Is there a way to properly extend the mask idea to this more complicated model? I’m starting to think the model won’t work with enumeration and will require an adaptation to continuous variables and then prediction via SVI with parameters for each variable instance or Metropolis Hastings…

max_num = max(num_a, num_x)
with pyro.plate("machine_plate", max_num, dim=-2):
    
    # mask_a[i] == True <==> i <= num_a
    with pyro.poutine(mask=mask_a):
        a = pyro.sample("a", Bernoulli(...))

    # mask_x[i] == True <==> i <= num_x
    with pyro.poutine(mask=mask_x):
        x = pyro.sample("x", Bernoulli(...))

    with pyro.plate("object_plate", num_b, dim=-1):
        
        # mask_b[i, j] == True <=> b_j depends on a_i
        with pyro.poutine(mask=mask_b)     
            b = pyro.sample("b", Bernoulli(Vindex(b_cpd)[a]), obs=b_obs)

        # mask_y[i, j] == True <=> y_j depends on x_i
        with pyro.poutine(mask=mask_y)     
            y = pyro.sample("y", Bernoulli(Vindex(y_cpd)[x, b]), obs=y_obs)

eb8680_2 · October 30, 2020, 1:10am

@gbernstein I’m not sure I fully understand your explanation of the new problem you’re having (in particular, I don’t understand the new machine_plate - why is M == max(A, X)?).

However, as far as I can tell, your issues are orthogonal to the use of enumeration: rather, the conditional independence structure in your model is difficult to express directly and efficiently with vectorized pyro.plate statements.
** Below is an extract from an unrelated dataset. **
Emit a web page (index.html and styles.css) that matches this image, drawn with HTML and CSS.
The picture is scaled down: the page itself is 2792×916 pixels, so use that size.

I don’t think using approximate inference algorithms like VI or MCMC would help - it would not address your current issues and exact inference is perfectly tractable in this model as long as b and y are observed.
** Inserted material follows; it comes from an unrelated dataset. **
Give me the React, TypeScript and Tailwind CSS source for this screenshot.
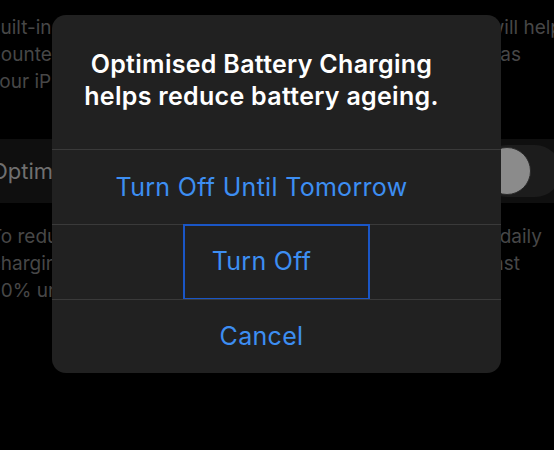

In addition to @fritzo’s suggestion above, here are three ways you might proceed:

The naive strategy: add a third nested plate and mask for X, outside of object_plate, just as you did for A. This is conceptually simple, but obviously more expensive and especially not feasible if there are more than 2-3 stages in the real model.
Reparametrize your model so that there is a single plate over all (machine a, machine x, object b) tuples that appear in your data generating process, rather than three separate plates. (Note that this is distinct from what you have implemented in your latest sketch, which appears to be incorrect.) This is the most computationally efficient strategy, and may not be too difficult to get working.
Implement the requisite message-passing algorithms for likelihood calculation and posterior sampling in the model yourself, either in Pyro or entirely in PyTorch using torch.sparse, or in some other language like C++ or Numba where you can just write straightforward for-loops directly. If your real model isn’t much more complicated than what’s shown here and you don’t expect the structure to change, this may be a perfectly reasonable option.

gbernstein · November 6, 2020, 1:37pm

Sorry @eb8680_2, that model is tough to explain without drawing out examples. The details aren’t worth it at this point, but the issue boiled down to needing to put the a and x sample site within the same machine_plate to make enumeration happy, but reconciling the fact that A != X.

I appreciate the provided suggestions. Agreed that 1 is simple enough but as you note won’t extend well. 2 is interesting and would probably work but seems like it’d be harder to reason about the predictions and extract some explainability. For 3 I’d like to avoid coding up message passing, as the model will indeed get more complicated and we’ll end up with a dynamic structure as machines/stages get swapped etc.

For simplicity, I switched all the Bernoullis to beta distributions, which obviated the need for enumeration and made the model much cleaner to write out. Albeit I have to write a function that produces beta distribution parameters given parent node values. Importantly though, now I can just put each machine in its own separate parallel plate, and all the objects in their own separate parallel plate, and even reuse the plate dimensions since there’s no nested plates. For prediction I made a pyro.param in the guide for each instance of all the variables to be predicted and then ran SVI. It’s not exact message passing but it produces pretty decent predictions.

Is there an easy way in Pyro to get the exact inference of message passing under the hood for this sort of continuous setup? A huge part of the appeal of Pyro is I just need to write down the model (and guide) and then Pyro chugs along and does the rest.

eb8680_2 · November 11, 2020, 5:14am

Is there an easy way in Pyro to get the exact inference of message passing under the hood for this sort of continuous setup?

Not yet, but stay tuned! See the experimental collapse handler in the latest release for a first step toward this functionality. In the meantime, glad to hear VI is producing good results - if that keeps up that’s probably the way to go, since you’ll get maximal modeling flexibility and scalability.